The following chapters of this article provide a list of different assessment criteria and concepts that can be used to consider sustainability of active and intelligent packaging within its three main pillars – environment, sociology and economy. Each criteria and/or sets of criteria may be applicable to different packaging applications. In order to evaluate sustainability as objective as possible it is important to choose as many fitting criteria as possible.
The list is followed by a table which shows different benefits and challenges of active and intelligent packaging from the perspective of sustainability.

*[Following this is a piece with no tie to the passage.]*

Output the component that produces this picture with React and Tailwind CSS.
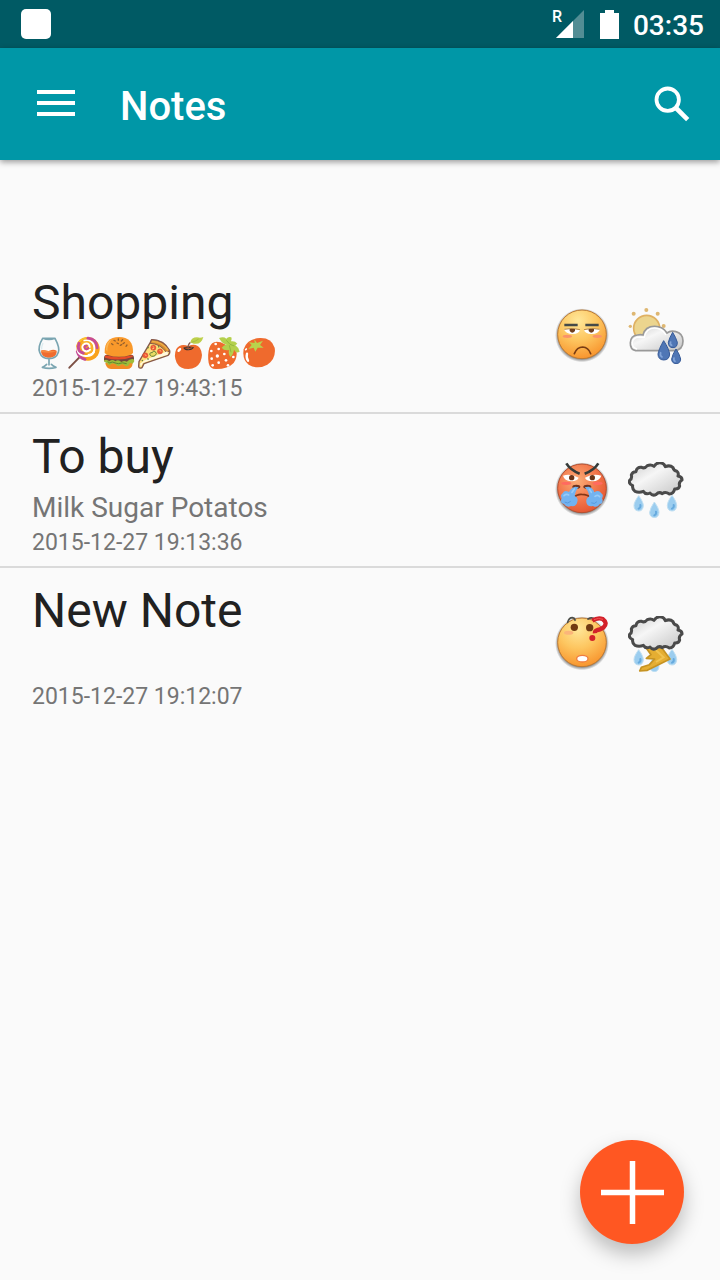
function Glass() {
  return (
    <svg viewBox="3 3 105 108" className="h-9 w-[35px]" role="img" aria-label="Wine">
      <path d="M30 47 C40 41 45 50 56 47 Q67 42 77 47 C78 61 68 68 54 68 C41 68 30 61 30 47Z" fill="#ef6c2f" />
      <path d="M30 47 C40 41 45 50 56 47 L77 49 Q60 56 30 51Z" fill="#f58a42" />
      <path
        d="M35 10 C26 25 22 41 26 52 Q32 71 54 71 Q76 71 82 52 C86 41 80 25 72 10 Z M35 10 Q54 17 72 10 M54 72 V90 M47 88 Q40 95 34 97 Q54 103 75 97 Q66 94 61 88"
        fill="none"
        stroke="#7aa5b1"
        strokeWidth="5"
        strokeLinejoin="round"
        strokeLinecap="round"
      />
      <path d="M36 24 Q31 36 32 43" fill="none" stroke="#dcecf0" strokeWidth="4" />
    </svg>
  )
}

function Lollipop() {
  return (
    <svg viewBox="3 3 105 108" className="h-9 w-[35px]" role="img" aria-label="Lollipop">
      <path d="M43 64 L10 98" stroke="#7d5045" strokeWidth="6" strokeLinecap="round" />
      <circle cx="66" cy="42" r="35" fill="#f9a21b" />
      <g fill="none" strokeLinecap="round">
        <path d="M33 33 Q39 12 60 9" stroke="#fbbf2c" strokeWidth="6" />
        <path d="M34 50 Q39 68 57 73" stroke="#c64c96" strokeWidth="9" />
        <path d="M37 32 Q28 59 58 63 Q76 65 84 51" stroke="#fff" strokeWidth="6" />
        <path d="M39 25 Q31 49 52 54" stroke="#c64c96" strokeWidth="9" />
        <path d="M66 10 Q92 13 93 38" stroke="#c64c96" strokeWidth="9" />
        <path d="M55 17 Q87 14 85 45 Q82 59 68 59" stroke="#fff" strokeWidth="6" />
        <path d="M50 25 Q78 15 77 42 Q72 55 60 50" stroke="#f9b52a" strokeWidth="8" />
        <path d="M72 44 Q61 54 52 45 Q44 32 57 26 Q70 23 71 36" stroke="#fff" strokeWidth="6" />
        <path d="M67 39 Q60 47 56 38 Q55 31 62 32" stroke="#c64c96" strokeWidth="6" />
      </g>
    </svg>
  )
}

function Burger() {
  return (
    <svg viewBox="3 3 105 108" className="h-9 w-[35px]" role="img" aria-label="Burger">
      <path d="M13 84 H95 Q94 102 78 102 H30 Q15 101 13 84Z" fill="#f18b24" />
      <rect x="9" y="59" width="90" height="24" rx="10" fill="#74473c" />
      <path
        d="M9 76 Q17 71 25 79 Q34 71 43 79 Q52 72 61 81 Q70 75 77 80 Q88 70 98 73 Q103 80 94 86 Q86 81 83 91 Q76 97 70 90 Q62 85 56 92 Q49 96 44 88 Q34 83 28 89 Q21 93 18 83 Q9 84 9 76Z"
        fill="#9ebc39"
      />
      <path d="M20 80 Q25 87 34 81 Q48 86 52 86 Q65 81 77 86" fill="none" stroke="#5f8830" strokeWidth="3" />
      <path d="M12 61 Q53 72 95 61 V66 Q53 80 12 68Z" fill="#e54b28" />
      <path d="M11 53 C10 22 25 6 54 6 C83 6 97 22 96 53 Q91 64 54 65 Q17 64 11 53Z" fill="#f9992b" />
      <path d="M15 44 Q14 21 32 13 Q18 30 19 50Z" fill="#fbb553" />
      <path
        d="M39 16 L43 18 M52 12 V16 M65 14 L61 18 M32 26 L36 29 M48 24 L52 26 M70 23 L66 26 M58 31 L62 29 M78 30 L75 34"
        stroke="#96602c"
        strokeWidth="4"
        strokeLinecap="round"
      />
    </svg>
  )
}

function Pizza() {
  return (
    <svg viewBox="3 3 105 108" className="h-9 w-[35px]" role="img" aria-label="Pizza">
      <path
        d="M47 14 Q84 14 101 47 Q103 56 96 61 L24 86 L18 98 Q9 102 8 94 L9 80 L43 22Z"
        fill="#ffde78"
        stroke="#87594b"
        strokeWidth="4"
        strokeLinejoin="round"
      />
      <path d="M47 14 Q82 14 101 48 L91 52 Q73 26 42 25Z" fill="#d78b2d" stroke="#87594b" strokeWidth="3" />
      <path d="M49 17 Q80 18 98 44 L94 47 Q77 22 47 22Z" fill="#efad46" />
      <path d="M94 49 Q100 60 89 61 L20 84 L15 95 L12 86 L27 75Z" fill="#fff8df" />
      <g fill="#ef5837" stroke="#c64a2e" strokeWidth="1">
        <circle cx="52" cy="38" r="8" />
        <circle cx="72" cy="49" r="8" />
        <circle cx="28" cy="61" r="8" />
      </g>
      <path d="M50 34 l5 4 M48 42 l6 -2 M71 45 l4 5 M27 58 l4 5" stroke="#ffc36d" strokeWidth="3" />
      <path d="M41 57 Q43 51 49 53 Q52 44 58 50 Q65 56 57 62 Q44 68 41 57Z" fill="#e9dc62" stroke="#65813a" strokeWidth="3" />
      <path d="M34 40 l4 -3 M66 35 l4 1 M34 71 l4 2 M17 76 l4 1" stroke="#65813a" strokeWidth="4" />
    </svg>
  )
}

function Apple() {
  return (
    <svg viewBox="3 3 105 108" className="h-9 w-[35px]" role="img" aria-label="Apple">
      <path d="M52 33 Q76 23 87 40 Q98 58 88 81 Q77 102 52 102 Q27 102 17 83 Q7 61 16 42 Q28 24 52 33Z" fill="#ef6a2d" />
      <path d="M37 38 Q52 31 69 37 Q65 46 52 46 Q40 46 37 38Z" fill="#333" />
      <path d="M43 39 Q54 43 64 38" fill="none" stroke="#d95622" strokeWidth="3" />
      <path d="M52 42 Q49 31 57 23" fill="none" stroke="#87594b" strokeWidth="4" strokeLinecap="round" />
      <path d="M58 22 Q61 7 78 7 Q89 10 97 6 Q91 30 68 26Z" fill="#bdd04b" />
      <path d="M61 22 Q73 20 83 12" fill="none" stroke="#99b63b" strokeWidth="2" />
      <ellipse cx="25" cy="45" rx="7" ry="4" transform="rotate(-45 25 45)" fill="#fff" />
    </svg>
  )
}

function Strawberry() {
  return (
    <svg viewBox="3 3 105 108" className="h-9 w-[35px]" role="img" aria-label="Strawberry">
      <path d="M10 38 Q18 14 44 22 L91 45 Q95 68 83 84 Q66 102 31 102 Q12 103 8 84 Q4 58 10 38Z" fill="#ef6a2d" />
      <path
        d="M39 9 Q53 4 61 11 Q67 3 76 7 Q79 14 75 19 Q87 17 94 26 L88 31 Q98 37 101 50 Q91 57 84 44 Q82 59 73 66 Q65 54 70 45 Q54 48 47 38 Q54 29 62 29 Q49 27 39 9Z"
        fill="#b4d04c"
      />
      <path d="M61 16 L72 28 L85 33 M70 31 L75 52" fill="none" stroke="#92b83e" strokeWidth="3" />
      <g fill="#fff">
        <circle cx="29" cy="27" r="4" />
        <circle cx="38" cy="42" r="4" />
        <circle cx="16" cy="48" r="4" />
        <circle cx="55" cy="57" r="4" />
        <circle cx="34" cy="63" r="5" />
        <circle cx="17" cy="71" r="4" />
        <circle cx="82" cy="66" r="4" />
        <circle cx="60" cy="76" r="4" />
        <circle cx="38" cy="83" r="4" />
        <circle cx="20" cy="91" r="4" />
        <circle cx="66" cy="91" r="4" />
      </g>
    </svg>
  )
}

function Tomato() {
  return (
    <svg viewBox="3 3 105 108" className="h-9 w-[35px]" role="img" aria-label="Tomato">
      <path d="M57 9 Q92 8 101 38 Q106 71 79 89 Q50 105 23 89 Q3 73 8 43 Q17 11 57 9Z" fill="#ef6a2d" />
      <path
        d="M40 13 L48 24 L66 17 L57 30 L68 38 L50 38 L43 50 L38 38 L22 42 L32 30 L24 22 L41 24Z"
        fill="#b8d34c"
      />
      <path d="M18 56 Q15 68 21 77" fill="none" stroke="#fff" strokeWidth="7" strokeLinecap="round" />
      <path d="M14 44 l2 -2" stroke="#fff" strokeWidth="5" strokeLinecap="round" />
    </svg>
  )
}

function Gradients() {
  return (
    <svg className="absolute h-0 w-0" aria-hidden="true">
      <defs>
        <radialGradient id="face" cx="0.42" cy="0.22" r="0.8">
          <stop offset="0" stopColor="#ffe79a" />
          <stop offset="0.5" stopColor="#fdc660" />
          <stop offset="1" stopColor="#f8932c" />
        </radialGradient>
        <radialGradient id="angry" cx="0.4" cy="0.35" r="0.7">
          <stop offset="0" stopColor="#fbae78" />
          <stop offset="0.55" stopColor="#f3794d" />
          <stop offset="1" stopColor="#e4532f" />
        </radialGradient>
        <linearGradient id="cloud" x1="0" y1="0" x2="1" y2="1">
          <stop offset="0" stopColor="#c9c9c9" />
          <stop offset="0.4" stopColor="#f6f6f6" />
          <stop offset="1" stopColor="#c4c4c4" />
        </linearGradient>
        <radialGradient id="shade">
          <stop offset="0.86" stopColor="#000" stopOpacity="0.5" />
          <stop offset="1" stopColor="#000" stopOpacity="0" />
        </radialGradient>
      </defs>
    </svg>
  )
}

function Unamused() {
  return (
    <svg viewBox="27 24 168 168" className="size-14" role="img" aria-label="Unamused">
      <circle cx="111" cy="106" r="81" fill="url(#shade)" />
      <circle cx="111" cy="103" r="73" fill="url(#face)" stroke="#bd7b35" strokeWidth="3" />
      <path d="M58 75 H98 M121 75 H161" stroke="#454a48" strokeWidth="8" />
      <path d="M57 88 Q80 83 105 89 Q103 101 84 102 Q61 102 57 88Z M117 89 Q141 82 165 88 Q161 102 140 102 Q119 101 117 89Z" fill="#fff" />
      <path d="M58 88 Q81 82 105 89 M117 89 Q141 82 164 88" fill="none" stroke="#b88847" strokeWidth="3" />
      <path d="M74 87 H90 V93 Q82 103 74 93Z M131 87 H147 V93 Q139 103 131 93Z" fill="#70401f" />
      <ellipse cx="67" cy="109" rx="14" ry="5" fill="#fa9369" />
      <ellipse cx="157" cy="109" rx="14" ry="5" fill="#fa9369" />
      <path d="M88 161 Q96 141 113 141 Q130 142 137 161" fill="none" stroke="#7a3d13" strokeWidth="5" strokeLinecap="round" />
    </svg>
  )
}

function Steaming() {
  return (
    <svg viewBox="27 27 168 168" className="size-14" role="img" aria-label="Angry">
      <circle cx="111" cy="109" r="81" fill="url(#shade)" />
      <circle cx="111" cy="106" r="73" fill="url(#angry)" stroke="#b45031" strokeWidth="3" />
      <ellipse cx="64" cy="91" rx="15" ry="5" fill="#ff6a60" />
      <ellipse cx="158" cy="91" rx="15" ry="5" fill="#ff6a60" />
      <path d="M54 68 Q77 61 101 74 Q98 84 79 85 Q58 83 54 68Z M120 74 Q142 61 169 68 Q164 84 142 85 Q123 84 120 74Z" fill="#fff" />
      <circle cx="80" cy="74" r="8" fill="#6b3518" />
      <circle cx="142" cy="74" r="8" fill="#6b3518" />
      <path d="M64 31 Q76 51 104 62 M160 31 Q148 51 119 62" fill="none" stroke="#353b39" strokeWidth="8" />
      <ellipse cx="94" cy="101" rx="12" ry="6" fill="#6f3420" />
      <ellipse cx="127" cy="101" rx="12" ry="6" fill="#6f3420" />
      <path d="M85 134 Q96 123 110 124 Q128 124 137 134" fill="none" stroke="#853716" strokeWidth="5" />
      <g fill="#73b3f0">
        <path d="M91 101 Q77 105 72 117 Q58 110 53 121 Q45 126 50 136 Q43 150 57 153 Q65 165 78 159 Q94 162 97 146 Q101 135 89 129 Q92 111 101 103Z" />
        <path d="M130 101 Q145 105 148 118 Q161 109 169 121 Q177 126 171 136 Q178 150 164 154 Q156 166 144 159 Q127 163 124 148 Q122 136 133 130 Q130 112 119 103Z" />
      </g>
      <path d="M57 128 q7 -6 14 -2 M150 130 q9 -6 14 1 M81 118 l7 -10 M139 118 l-6 -9" fill="none" stroke="#98cbf8" strokeWidth="5" strokeLinecap="round" />
      <path d="M60 148 q8 6 16 -2 M140 150 q9 5 15 -3" fill="none" stroke="#589ade" strokeWidth="3" strokeLinecap="round" />
    </svg>
  )
}

function Puzzled() {
  return (
    <svg viewBox="27 27 168 168" className="size-14" role="img" aria-label="Puzzled">
      <circle cx="111" cy="109" r="81" fill="url(#shade)" />
      <circle cx="111" cy="106" r="73" fill="url(#face)" stroke="#bd7b35" strokeWidth="3" />
      <path d="M68 46 Q72 32 82 32 Q90 33 90 40 M129 36 Q141 28 151 38" fill="none" stroke="#4b4d48" strokeWidth="5" strokeLinecap="round" />
      <circle cx="88" cy="61" r="11" fill="#713a12" />
      <circle cx="134" cy="62" r="11" fill="#713a12" />
      <ellipse cx="71" cy="77" rx="14" ry="6" fill="#fbb57a" />
      <ellipse cx="112" cy="155" rx="17" ry="10" fill="#fff" stroke="#ef7c40" strokeWidth="4" />
      <path d="M142 41 Q158 31 173 36 Q189 48 176 61 Q164 69 157 69 Q149 71 150 79" fill="none" stroke="#d3202a" strokeWidth="13" />
      <path d="M147 38 Q160 31 174 37" fill="none" stroke="#f45450" strokeWidth="3" />
      <circle cx="142" cy="93" r="9" fill="#d3202a" />
    </svg>
  )
}

function SunShower() {
  return (
    <svg viewBox="249 24 168 168" className="size-14" role="img" aria-label="Showers">
      <g fill="#deb772">
        <circle cx="304" cy="30" r="6" />
        <circle cx="266" cy="41" r="6" />
        <circle cx="338" cy="41" r="6" />
        <circle cx="256" cy="79" r="5" />
        <circle cx="356" cy="78" r="6" />
      </g>
      <circle cx="305" cy="85" r="39" fill="#ecd58e" stroke="#dfb163" strokeWidth="5" />
      <path
        d="M272 152 Q255 148 256 128 Q257 107 277 105 Q288 103 294 105 Q300 79 329 79 Q354 79 366 99 Q377 90 393 95 Q414 101 414 123 Q414 150 388 152Z"
        fill="url(#cloud)"
        stroke="#999"
        strokeWidth="5"
      />
      <path d="M276 147 Q261 142 262 127 Q264 111 285 111 L298 112 Q303 84 329 84 Q351 84 363 105" fill="none" stroke="#fff" strokeWidth="4" />
      <g fill="#4f76b5" stroke="#365a98" strokeWidth="3">
        <path d="M383 97 Q393 113 397 127 Q397 143 384 143 Q370 143 370 127 Q373 114 383 97Z" />
        <path d="M356 122 Q372 147 374 162 Q373 180 356 180 Q339 179 339 162 Q341 148 356 122Z" />
        <path d="M393 147 Q404 163 407 177 Q406 191 393 191 Q380 190 380 177 Q382 164 393 147Z" />
      </g>
      <path d="M347 158 q-3 9 4 13 M377 126 q-3 7 3 10 M387 174 q-2 7 3 10" fill="none" stroke="#82a4d8" strokeWidth="5" strokeLinecap="round" />
    </svg>
  )
}

function StormCloud() {
  return (
    <path
      d="M270 115 Q261 108 263 98 Q250 92 254 82 Q262 77 259 66 Q262 56 273 56 Q275 41 290 43 Q299 48 307 38 Q318 33 327 40 Q335 27 349 30 Q357 31 361 41 Q375 35 384 44 Q386 53 396 55 Q402 60 399 69 Q412 72 411 81 Q400 88 404 99 Q402 109 389 108 Q386 122 373 123 Q361 115 352 122 Q342 115 334 124 Q322 130 315 120 Q302 126 295 115 Q282 120 270 115Z"
      fill="url(#cloud)"
      stroke="#4a4a4a"
      strokeWidth="9"
      strokeLinejoin="round"
    />
  )
}

function Rain() {
  return (
    <svg viewBox="249 27 168 168" className="size-14" role="img" aria-label="Rain">
      <StormCloud />
      <g fill="#9bcdef" stroke="#c0dff2" strokeWidth="3">
        <path d="M281 128 Q295 147 295 158 Q294 174 281 174 Q267 173 267 158 Q267 147 281 128Z" />
        <path d="M328 147 Q342 166 342 178 Q341 194 328 194 Q314 193 314 178 Q315 166 328 147Z" />
        <path d="M381 127 Q395 146 395 158 Q394 174 381 174 Q367 173 367 158 Q367 146 381 127Z" />
      </g>
      <path d="M286 156 q2 8 -5 11 M333 176 q2 8 -5 11 M386 156 q2 8 -5 11" fill="none" stroke="#66aade" strokeWidth="6" strokeLinecap="round" />
    </svg>
  )
}

function Thunder() {
  return (
    <svg viewBox="249 27 168 168" className="size-14" role="img" aria-label="Thunderstorm">
      <g fill="#9bcdef" stroke="#c0dff2" strokeWidth="3">
        <path d="M281 128 Q295 147 295 158 Q294 174 281 174 Q267 173 267 158 Q267 147 281 128Z" />
        <path d="M328 147 Q342 166 342 178 Q341 194 328 194 Q314 193 314 178 Q315 166 328 147Z" />
        <path d="M381 127 Q395 146 395 158 Q394 174 381 174 Q367 173 367 158 Q367 146 381 127Z" />
      </g>
      <path d="M286 156 q2 8 -5 11 M386 156 q2 8 -5 11" fill="none" stroke="#66aade" strokeWidth="6" strokeLinecap="round" />
      <path d="M302 121 H349 L375 156 L307 190 L284 192 L289 181 L313 173 L329 156 L304 154 L318 143Z" fill="#e5ae32" stroke="#c69322" strokeWidth="5" strokeLinejoin="round" />
      <path d="M329 126 L356 151 L333 165" fill="none" stroke="#f1c34f" strokeWidth="6" />
      <StormCloud />
    </svg>
  )
}

const notes = [
  {
    title: 'Shopping',
    body: (
      <>
        <Glass />
        <Lollipop />
        <Burger />
        <Pizza />
        <Apple />
        <Strawberry />
        <Tomato />
      </>
    ),
    date: '2015-12-27 19:43:15',
    Mood: Unamused,
    Weather: SunShower,
  },
  {
    title: 'To buy',
    body: 'Milk Sugar Potatos',
    date: '2015-12-27 19:13:36',
    Mood: Steaming,
    Weather: Rain,
  },
  {
    title: 'New Note',
    body: '',
    date: '2015-12-27 19:12:07',
    Mood: Puzzled,
    Weather: Thunder,
  },
]

function StatusBar() {
  return (
    <div className="flex h-12 items-center bg-[#005a64] pr-4 pl-[21px] text-white">
      <div className="size-[30px] rounded-[5px] bg-white" />
      <div className="relative ml-auto">
        <svg viewBox="0 0 28 28" className="size-7" role="img" aria-label="Signal">
          <path d="M28 0 V28 H0Z" fill="#528d94" />
          <path d="M17 11 V28 H0Z" fill="#fff" />
        </svg>
        <span className="absolute -top-px -left-1 text-[16px] leading-4 font-medium">R</span>
      </div>
      <svg viewBox="0 0 19 29" className="ml-4 h-[29px] w-[19px]" role="img" aria-label="Battery">
        <path d="M5 0 H14 V3 H19 V29 H0 V3 H5Z" fill="#fff" />
      </svg>
      <span className="ml-3.5 pt-1 text-[28px] leading-8 font-medium">03:35</span>
    </div>
  )
}

function Toolbar() {
  return (
    <header className="flex h-28 items-center bg-[#0097a7] px-6 text-white shadow-[0_2px_6px_rgba(0,0,0,0.4)]">
      <button type="button" aria-label="Menu" className="flex size-16 items-center justify-center">
        <svg viewBox="0 0 38 28" className="h-7 w-[38px]">
          <path d="M0 2 H38 M0 13 H38 M0 24 H38" stroke="currentColor" strokeWidth="4" />
        </svg>
      </button>
      <h1 className="ml-8 pt-1.5 text-[40px] leading-12 font-medium">Notes</h1>
      <button type="button" aria-label="Search" className="ml-auto flex size-12 items-center justify-center">
        <svg viewBox="0 0 36 36" className="size-9" fill="none" stroke="currentColor">
          <circle cx="13.7" cy="13.7" r="11.2" strokeWidth="3.8" />
          <path d="M22 22 L33.7 33.7" strokeWidth="4.6" />
        </svg>
      </button>
    </header>
  )
}

function NoteRow({ note }) {
  const { title, body, date, Mood, Weather } = note
  return (
    <li className="border-b-2 border-[#dadada] last:border-b-0">
      <a href="#note" className="flex items-center pt-[13px] pr-9 pb-[9px] pl-8">
        <div className="min-w-0 flex-1">
          <h2 className="text-[48px] leading-[60px] text-[#212121]">{title}</h2>
          <div className="flex h-[42px] items-center text-[28px] leading-10 text-[#757575]">{body}</div>
          <time className="block text-[23px] leading-7 text-[#757575]">{date}</time>
        </div>
        <div className="flex gap-[18px] pb-1">
          <Mood />
          <Weather />
        </div>
      </a>
    </li>
  )
}

export default function App() {
  return (
    <div className="min-h-screen bg-[#fafafa] font-['Roboto',sans-serif]">
      <Gradients />
      <StatusBar />
      <Toolbar />
      <ul className="pt-[100px]">
        {notes.map((note) => (
          <NoteRow key={note.title} note={note} />
        ))}
      </ul>
      <button
        type="button"
        aria-label="Add note"
        className="fixed right-9 bottom-9 flex size-26 items-center justify-center rounded-full bg-[#ff5722] shadow-[0_10px_20px_rgba(0,0,0,0.25)]"
      >
        <svg viewBox="0 0 64 64" className="size-16">
          <path d="M32.5 1 V64 M1 32.5 H64" stroke="#fff" strokeWidth="5.5" />
        </svg>
      </button>
    </div>
  )
}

Environmental aspect of sustainability
Life Cycle Assessment (LCA)
LCA is a method that can be used to rate and compare a product with another product of similar functionality, in terms of its environmental impact throughout its life cycle. LCA method consists of different criteria of evaluation in all life cycle stages of a selected product. LCA study can present full view on specific products influence on the environment starting from mining of resources, ending on recycling or waste treatment. Potential environmental influence of every life cycle process of a chosen product is quantitatively recorded in categories such as: health, ecosystem quality and resources consumption. Potential impacts that a given product can have on an environment are: carcinogenic factors, organic and inorganic compounds emission, climate changes, radiation, ozone layer damage, ecotoxicity, acidifications/eutrophication, terrain usage, natural resources and fossil fuel consumption.
Responsible resources usage in manufacturing
Current extensive exploitation of non-renewable resources (coal, oil, natural gas) will one day result in their final depletion. This in turn could have a catastrophic effect for future generations. That is why, according to the sustainable development policy it is recommended to try to utilise less materials in product applications and use renewable resources whenever possible. With regards to the responsible usage of resources another important issue is the greenhouse effect and greenhouse gases emission from production. An indicator called Carbon Footprint shows total greenhouse gases emission produced directly and indirectly in all life cycle stages of a given product. Usually the indicator is given in tons or kilograms of carbon dioxide equivalent gases.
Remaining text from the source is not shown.